SIMULATION OF SOIL MOISTURE BUDGETS: SPATIALLY REFINED PROJECTIONS OF SOIL-CLIMATE FOR ENVIRONMENTAL APPLICATIONS

Soil moisture, a product of climatic, geologic and other environmental factors, has important effects on plant distributions, growth rates, and associated habitat conditions. Existing soil moisture data have been inadequate to explain variability in vegetation patterns, habitat conditions, and fuel conditions and spatial and temporal variability in these factors continue to present noteworthy management challenges. Building on existing data and models, we developed a framework, SpatialNSM, that uses spatially explicit estimates of climate, soil properties, microtopography, and snowmelt in a monthly soil-water accounting system (Newhall soil simulation model). SpatialNSM produced moderate-resolution (30-m) continuous estimates of soil moisture (monthly, seasonal, and annual) and a moisture-temperature classification (akin to Soil Taxonomy) across the sagebrush biome and surrounding systems, including extensive forested areas and alpine environments. Current output using mean climate conditions (1981-2010) for temperature and precipitation inputs produced strong correlations between soil-climate factors and sagebrush cover, bare ground, and annual herbaceous cover using generalized additive models (GAM). The continuous estimates of soil moisture offer novel information as environmental predictors for habitat and wildlife population models—current applications include sagebrush restoration and recovery, and sage-grouse responses to habitat disturbance.

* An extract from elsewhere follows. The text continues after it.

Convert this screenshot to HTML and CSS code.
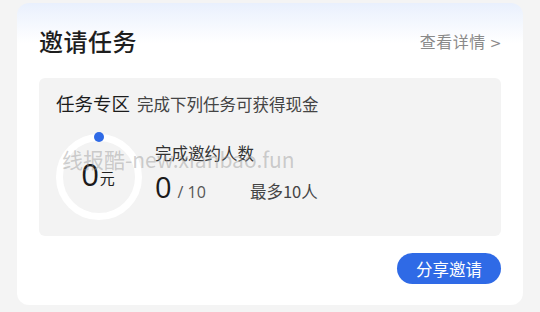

Soil moisture is expected to be valuable for projecting primary production (of forage and other biomass) and fuel moisture (which has a strong effect on flamability)- two conditions that are very important for land management. Currently, the model conducts independent simulation of each grid-cell, without accounting for lateral flows of water (or materials) or infiltration to deeper geologic layers—this is an opportunity for model integration. The detailed information from SpatialNSM can be applied for management using similar expectations for similar conditions (described by soil-climate variables), spatial differentiation of drought effects, and implications of soil-climate trends for resource conditions.